-- Start Records supplied --

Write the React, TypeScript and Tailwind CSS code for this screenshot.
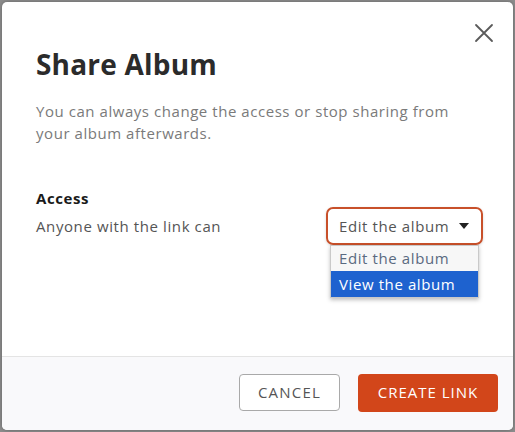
import React from "react";

export default function App() {
  const font = { fontFamily: '"Open Sans", "Liberation Sans", sans-serif' };
  return (
    <div className="w-[515px] h-[432px] bg-[#8d8d8d] p-[2px]" style={font}>
      <div className="w-full h-full bg-white rounded-[5px] flex flex-col overflow-hidden shadow-[0_0_4px_rgba(0,0,0,0.3)]">
        <div className="flex-1 relative px-[34px]">
          <button className="absolute right-[18px] top-[20px] w-[22px] h-[22px] flex items-center justify-center text-[#555]">
            <svg width="20" height="20" viewBox="0 0 20 20" fill="none" stroke="#5a5a5a" strokeWidth="1.8" strokeLinecap="round">
              <path d="M2 2 L18 18 M18 2 L2 18" />
            </svg>
          </button>
          <h1 className="mt-[42px] text-[28px] leading-[40px] font-bold text-[#2b2b2b] tracking-[0.2px]">Share Album</h1>
          <p className="mt-[16px] text-[15px] leading-[22px] text-[#7a7a7a] w-[440px] tracking-[0.55px]">
            You can always change the access or stop sharing from your album afterwards.
          </p>
          <div className="mt-[44px] text-[15px] leading-[20px] font-bold text-[#1a1a1a] tracking-[0.6px]">Access</div>
          <div className="flex items-start justify-between">
            <div className="mt-[8px] text-[15px] leading-[20px] text-[#555] tracking-[0.6px]">Anyone with the link can</div>
            <div className="relative mr-[-4px] mt-[-1px]">
              <div className="w-[157px] h-[38px] border-2 border-[#c8502a] rounded-[7px] flex items-center pl-[11px] pr-[12px] justify-between shadow-[0_1px_3px_rgba(0,0,0,0.15)]">
                <span className="text-[15px] text-[#555] tracking-[0.6px]">Edit the album</span>
                <svg width="10" height="6" viewBox="0 0 10 6"><path d="M0 0 L10 0 L5 6 Z" fill="#222" /></svg>
              </div>
              <div className="absolute left-[4px] top-[38px] w-[149px] border border-[#c9c9c9] bg-white shadow-[0_2px_4px_rgba(0,0,0,0.25)]">
                <div className="h-[25px] px-[8px] flex items-center text-[15px] text-[#5a6a80] bg-[#f7f7f7] tracking-[0.6px]">Edit the album</div>
                <div className="h-[26px] px-[8px] flex items-center text-[15px] text-white bg-[#1e62cf] tracking-[0.6px]">View the album</div>
              </div>
            </div>
          </div>
        </div>
        <div className="h-[74px] border-t border-[#e4e4e4] bg-[#f9f9fb] flex items-center justify-end gap-[18px] pr-[15px] pb-[2px]">
          <button className="w-[101px] h-[37px] border border-[#a9a9a9] rounded-[4px] bg-white text-[15px] text-[#555] tracking-[1.2px]">CANCEL</button>
          <button className="w-[140px] h-[38px] rounded-[4px] bg-[#d2461a] text-[15px] text-white tracking-[1px]">CREATE LINK</button>
        </div>
      </div>
    </div>
  );
}
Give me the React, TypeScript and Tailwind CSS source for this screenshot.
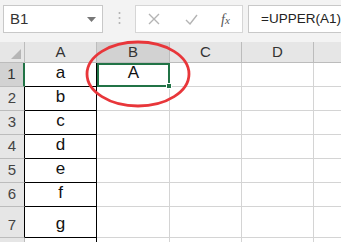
import React from "react";

const rows = [
  { n: "1", a: "a", h: 24 },
  { n: "2", a: "b", h: 24 },
  { n: "3", a: "c", h: 24 },
  { n: "4", a: "d", h: 24 },
  { n: "5", a: "e", h: 24 },
  { n: "6", a: "f", h: 24 },
  { n: "7", a: "g", h: 31 },
  { n: "", a: "", h: 24 },
];

const cols = ["A", "B", "C", "D", ""];

export default function App() {
  return (
    <div
      className="relative h-[242px] w-[341px] overflow-hidden bg-white"
      style={{ fontFamily: "'Liberation Sans', Arial, sans-serif" }}
    >
      {/* formula bar */}
      <div className="flex h-[42px] items-start bg-[#f3f3f3] pt-[5px]">
        <div className="ml-[3px] flex h-[28px] w-[100px] shrink-0 items-center justify-between border border-[#c8c8c8] bg-white pl-[6px] pr-[6px] text-[15px] text-[#333]">
          <span>B1</span>
          <svg width="9" height="5" viewBox="0 0 9 5">
            <path d="M0 0h9L4.5 5z" fill="#777" />
          </svg>
        </div>
        <div className="flex w-[32px] shrink-0 items-center justify-center pt-[6px]">
          <svg width="3" height="14" viewBox="0 0 3 14">
            <circle cx="1.5" cy="2" r="1" fill="#b0b0b0" />
            <circle cx="1.5" cy="7" r="1" fill="#b0b0b0" />
            <circle cx="1.5" cy="12" r="1" fill="#b0b0b0" />
          </svg>
        </div>
        <div className="flex h-[28px] w-[108px] shrink-0 items-center border border-[#d6d6d6] bg-white">
          <svg width="12" height="12" viewBox="0 0 12 12" className="ml-[12px]">
            <path d="M1 1l10 10M11 1L1 11" stroke="#b4b4b4" strokeWidth="1.4" />
          </svg>
          <svg width="13" height="11" viewBox="0 0 13 11" className="ml-[25px]">
            <path d="M1 6l4 4 7-9" stroke="#b4b4b4" strokeWidth="1.4" fill="none" />
          </svg>
          <span className="ml-[23px] text-[14px] italic text-[#555]" style={{ fontFamily: "'Liberation Serif', serif" }}>
            f<span className="text-[11px]">x</span>
          </span>
        </div>
        <div className="ml-[5px] flex h-[28px] min-w-0 flex-1 items-center overflow-hidden whitespace-nowrap border border-r-0 border-[#c8c8c8] bg-white pl-[12px] text-[13.5px] text-[#222]">
          =UPPER(A1)
        </div>
      </div>

      {/* sheet */}
      <div className="grid grid-cols-[25px_72px_73px_72px_72px_47px]">
        {/* header row */}
        <div className="relative h-[21px] border-b border-r border-[#bcbcbc] bg-[#e6e6e6]">
          <svg width="10" height="10" viewBox="0 0 10 10" className="absolute bottom-[3px] right-[3px]">
            <path d="M10 0v10H0z" fill="#b6b6b6" />
          </svg>
        </div>
        {cols.map((c) => (
          <div
            key={c || "e"}
            className={
              c === "B"
                ? "flex h-[21px] items-center justify-center border-b border-r border-[#bcbcbc] bg-[#d2d2d2] text-[15px] text-[#333]"
                : "flex h-[21px] items-center justify-center border-b border-r border-[#bcbcbc] bg-[#e6e6e6] text-[15px] text-[#333]"
            }
          >
            {c}
          </div>
        ))}

        {rows.map((r, i) => (
          <React.Fragment key={i}>
            <div
              style={{ height: r.h }}
              className={
                r.n === "1"
                  ? "flex items-end justify-center border-b border-r-2 border-b-[#bcbcbc] border-r-[#217346] bg-[#d2d2d2] pb-[1px] text-[15px] text-[#333]"
                  : r.n
                  ? "flex items-end justify-center border-b border-r border-b-[#bcbcbc] border-r-black bg-[#e6e6e6] pb-[1px] text-[15px] text-[#444]"
                  : "border-r border-[#bcbcbc] bg-[#e6e6e6]"
              }
            >
              {r.n}
            </div>
            <div
              style={{ height: r.h }}
              className={
                r.a
                  ? "flex items-end justify-center border-b border-r border-black pb-[1px] text-[17px] text-[#111]"
                  : "border-r border-black"
              }
            >
              {r.a}
            </div>
            <div
              style={{ height: r.h }}
              className={
                r.n === "1"
                  ? "relative flex items-end justify-center border-2 border-[#217346] text-[17px] text-[#111]"
                  : "border-b border-r border-[#d4d4d4]"
              }
            >
              {r.n === "1" && (
                <>
                  A
                  <span className="absolute bottom-[-4px] right-[-4px] h-[6px] w-[6px] border border-white bg-[#217346]" />
                </>
              )}
            </div>
            <div style={{ height: r.h }} className="border-b border-r border-[#d4d4d4]" />
            <div style={{ height: r.h }} className="border-b border-r border-[#d4d4d4]" />
            <div style={{ height: r.h }} className="border-b border-[#d4d4d4]" />
          </React.Fragment>
        ))}
      </div>

      {/* red hand-drawn circle */}
      <svg width="341" height="242" viewBox="0 0 341 242" className="pointer-events-none absolute left-0 top-0">
        <ellipse cx="138" cy="74" rx="51" ry="32" fill="none" stroke="#e8363a" strokeWidth="2.8" />
      </svg>
    </div>
  );
}
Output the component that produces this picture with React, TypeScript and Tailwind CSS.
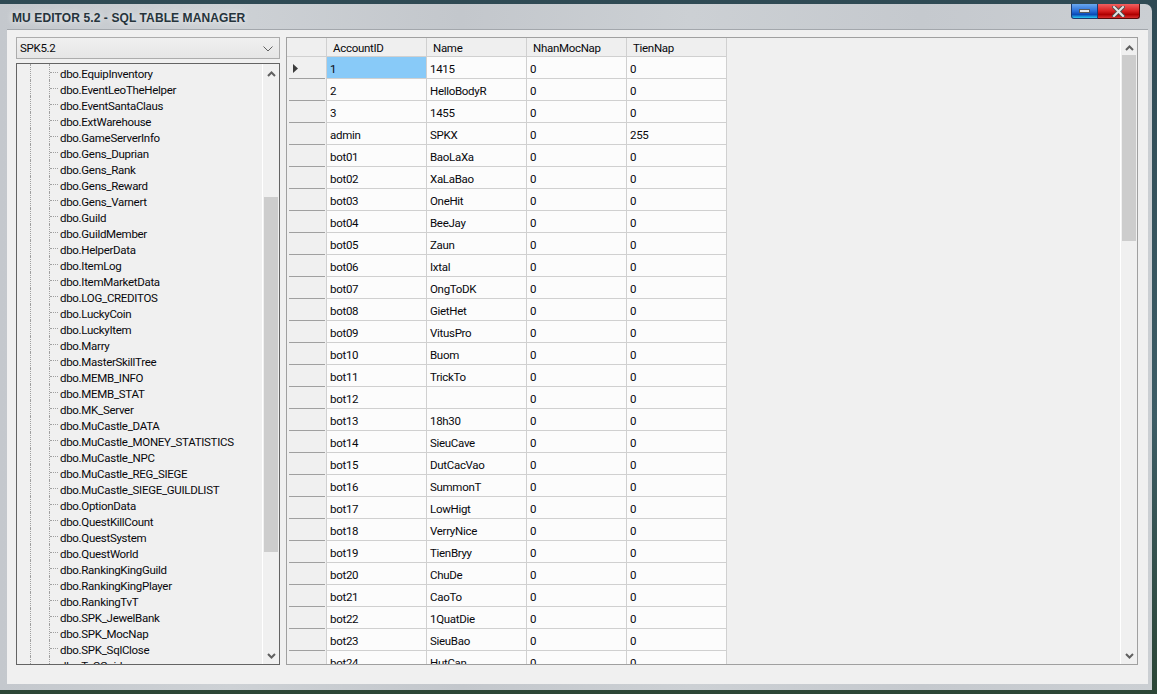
import React from "react";

const tables = [
  "dbo.EquipInventory",
  "dbo.EventLeoTheHelper",
  "dbo.EventSantaClaus",
  "dbo.ExtWarehouse",
  "dbo.GameServerInfo",
  "dbo.Gens_Duprian",
  "dbo.Gens_Rank",
  "dbo.Gens_Reward",
  "dbo.Gens_Varnert",
  "dbo.Guild",
  "dbo.GuildMember",
  "dbo.HelperData",
  "dbo.ItemLog",
  "dbo.ItemMarketData",
  "dbo.LOG_CREDITOS",
  "dbo.LuckyCoin",
  "dbo.LuckyItem",
  "dbo.Marry",
  "dbo.MasterSkillTree",
  "dbo.MEMB_INFO",
  "dbo.MEMB_STAT",
  "dbo.MK_Server",
  "dbo.MuCastle_DATA",
  "dbo.MuCastle_MONEY_STATISTICS",
  "dbo.MuCastle_NPC",
  "dbo.MuCastle_REG_SIEGE",
  "dbo.MuCastle_SIEGE_GUILDLIST",
  "dbo.OptionData",
  "dbo.QuestKillCount",
  "dbo.QuestSystem",
  "dbo.QuestWorld",
  "dbo.RankingKingGuild",
  "dbo.RankingKingPlayer",
  "dbo.RankingTvT",
  "dbo.SPK_JewelBank",
  "dbo.SPK_MocNap",
  "dbo.SPK_SqlClose",
  "dbo.T_CGuid",
];

const rows: [string, string, string, string][] = [
  ["1", "1415", "0", "0"],
  ["2", "HelloBodyR", "0", "0"],
  ["3", "1455", "0", "0"],
  ["admin", "SPKX", "0", "255"],
  ["bot01", "BaoLaXa", "0", "0"],
  ["bot02", "XaLaBao", "0", "0"],
  ["bot03", "OneHit", "0", "0"],
  ["bot04", "BeeJay", "0", "0"],
  ["bot05", "Zaun", "0", "0"],
  ["bot06", "Ixtal", "0", "0"],
  ["bot07", "OngToDK", "0", "0"],
  ["bot08", "GietHet", "0", "0"],
  ["bot09", "VitusPro", "0", "0"],
  ["bot10", "Buom", "0", "0"],
  ["bot11", "TrickTo", "0", "0"],
  ["bot12", "", "0", "0"],
  ["bot13", "18h30", "0", "0"],
  ["bot14", "SieuCave", "0", "0"],
  ["bot15", "DutCacVao", "0", "0"],
  ["bot16", "SummonT", "0", "0"],
  ["bot17", "LowHigt", "0", "0"],
  ["bot18", "VerryNice", "0", "0"],
  ["bot19", "TienBryy", "0", "0"],
  ["bot20", "ChuDe", "0", "0"],
  ["bot21", "CaoTo", "0", "0"],
  ["bot22", "1QuatDie", "0", "0"],
  ["bot23", "SieuBao", "0", "0"],
  ["bot24", "HutCan", "0", "0"],
];

const columns = ["AccountID", "Name", "NhanMocNap", "TienNap"];

function Chevron({ up }: { up?: boolean }) {
  return (
    <svg width="9" height="6" viewBox="0 0 9 6" className="block">
      <polyline
        points={up ? "1,5 4.5,1.5 8,5" : "1,1 4.5,4.5 8,1"}
        fill="none"
        stroke="#606060"
        strokeWidth="2"
      />
    </svg>
  );
}

function ScrollBar({
  thumbTop,
  thumbHeight,
}: {
  thumbTop: number;
  thumbHeight: number;
}) {
  return (
    <div className="relative w-[17px] border-l border-white bg-[#f0f0f0] flex-shrink-0">
      <div className="h-[19px] flex items-center justify-center">
        <Chevron up />
      </div>
      <div
        className="absolute left-[1px] right-[1px] bg-[#cdcdcd]"
        style={{ top: thumbTop, height: thumbHeight }}
      />
      <div className="absolute bottom-0 left-0 right-0 h-[17px] flex items-center justify-center">
        <Chevron />
      </div>
    </div>
  );
}

function TreePanel() {
  return (
    <div className="flex-1 min-h-0 border border-[#646464] bg-[#f0f0f0] flex overflow-hidden">
      <div className="flex-1 min-w-0 overflow-hidden">
        {tables.map((t) => (
          <div key={t} className="h-[16px] flex items-stretch">
            <div className="w-[13px] flex-shrink-0" />
            <div className="w-[19px] flex-shrink-0 border-l border-dotted border-[#a0a0a0]" />
            <div className="w-[10px] flex-shrink-0 border-l border-dotted border-[#a0a0a0] flex items-center">
              <div className="w-[8px] border-t border-dotted border-[#a0a0a0]" />
            </div>
            <div className="pl-[1px] pt-[2px] leading-[16px] whitespace-nowrap text-[#08080c]">{t}</div>
          </div>
        ))}
      </div>
      <ScrollBar thumbTop={133} thumbHeight={355} />
    </div>
  );
}

function Grid() {
  return (
    <div className="flex-1 border border-[#a0a0a0] bg-[#f0f0f0] flex overflow-hidden">
      <div className="flex-1 min-w-0 overflow-hidden">
        <div className="flex h-[19px]">
          <div className="w-[40px] border-r border-b border-[#d0d0d0] bg-[#efefef]" />
          {columns.map((c) => (
            <div
              key={c}
              className="w-[100px] border-r border-b border-[#d0d0d0] bg-[#efefef] pl-[6px] pt-[1px] leading-[18px] text-[#08080c]"
            >
              {c}
            </div>
          ))}
        </div>
        {rows.map((r, i) => (
          <div key={r[0]} className="flex h-[22px]">
            <div className="w-[40px] border-r border-[#d0d0d0] bg-[#f0f0f0] flex flex-col">
              <div className="flex-1 flex items-center pl-[6px] pt-[2px]">
                {i === 0 && (
                  <svg width="5" height="9" viewBox="0 0 5 9" className="block">
                    <polygon points="0,0 5,4.5 0,9" fill="#3c3c3c" />
                  </svg>
                )}
              </div>
              <div className="ml-[2px] mr-[1px] h-px bg-[#a0a0a0]" />
            </div>
            {r.map((v, j) => (
              <div
                key={j}
                className={`w-[100px] border-r border-b border-[#d0d0d0] pl-[3px] pt-[2px] leading-[20px] text-[#08080c] ${
                  i === 0 && j === 0 ? "bg-[#88caf8]" : "bg-[#fcfcfc]"
                }`}
              >
                {v}
              </div>
            ))}
          </div>
        ))}
      </div>
      <ScrollBar thumbTop={17} thumbHeight={186} />
    </div>
  );
}

export default function App() {
  return (
    <div
      className="w-[1157px] h-[694px] overflow-hidden pt-[4px] pr-[5px] pb-[4px] bg-[linear-gradient(180deg,#2f4a54_0%,#3d5d66_60%,#2c4636_100%)] text-[11.5px] tracking-[-0.3px]"
      style={{ fontFamily: 'Roboto, "Liberation Sans", sans-serif' }}
    >
      <div className="h-full rounded-tr-[7px] bg-[linear-gradient(90deg,#c4c8cd_0%,#cdd1d5_20%,#c3c7cc_40%,#ccd0d4_60%,#c5c9ce_80%,#cbcfd3_100%)] flex flex-col">
        {/* title bar */}
        <div className="h-[25px] flex items-start flex-shrink-0">
          <div
            className="pl-[12px] pt-[5px] text-[12px] font-bold tracking-[0.1px] text-[#26343c] [text-shadow:0_0_6px_rgba(255,255,255,0.9)]"
            style={{ fontFamily: '"Liberation Sans", Arial, sans-serif' }}
          >
            MU EDITOR 5.2 - SQL TABLE MANAGER
          </div>
          <div className="ml-auto mr-[12px] flex">
            <div className="w-[27px] h-[15px] rounded-bl-[3px] border border-[#1a3a70] border-t-0 bg-[linear-gradient(180deg,#6aa8ee_0%,#2a6fd8_50%,#0a4ab8_75%,#28c8f0_100%)] flex items-center justify-center">
              <div className="w-[11px] h-[4px] bg-[#e8e8e8] border border-[#5a5a5a]" />
            </div>
            <div className="w-[42px] h-[15px] rounded-br-[3px] border border-[#5a0a0a] border-t-0 border-l-0 bg-[linear-gradient(180deg,#f06060_0%,#d82020_50%,#b00000_75%,#d83030_100%)] flex items-center justify-center">
              <svg width="13" height="11" viewBox="0 0 13 11" className="block">
                <path d="M2 1 L11 10 M11 1 L2 10" stroke="#505050" strokeWidth="4" strokeLinecap="square" />
                <path d="M2 1 L11 10 M11 1 L2 10" stroke="#e4e4e4" strokeWidth="2" strokeLinecap="square" />
              </svg>
            </div>
          </div>
        </div>

        {/* client area */}
        <div className="flex-1 ml-[7px] mr-[4px] mb-[6px] border-t border-[#a3a7ac] bg-[#f0f0f0] flex gap-[6px] pt-[7px] pl-[9px] pr-[10px] pb-[19px] min-h-0">
          <div className="w-[264px] flex flex-col gap-[4px]">
            <div className="h-[22px] border border-[#acacac] bg-[linear-gradient(180deg,#f0f0f0,#e6e6e6)] flex items-center pl-[3px] pr-[6px] pt-[1px] text-[#08080c]">
              <span className="flex-1">SPK5.2</span>
              <svg width="10" height="6" viewBox="0 0 10 6" className="block">
                <polyline points="0.5,0.5 5,5 9.5,0.5" fill="none" stroke="#606060" strokeWidth="1" />
              </svg>
            </div>
            <TreePanel />
          </div>
          <Grid />
        </div>
      </div>
    </div>
  );
}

-- End Records supplied --

_Task statement_
Find the word "with" and list each line it appears in.

_The solution_
            <div className="mt-[8px] text-[15px] leading-[20px] text-[#555] tracking-[0.6px]">Anyone with the link can</div>
Output the component that produces this picture with React, TypeScript and Tailwind CSS.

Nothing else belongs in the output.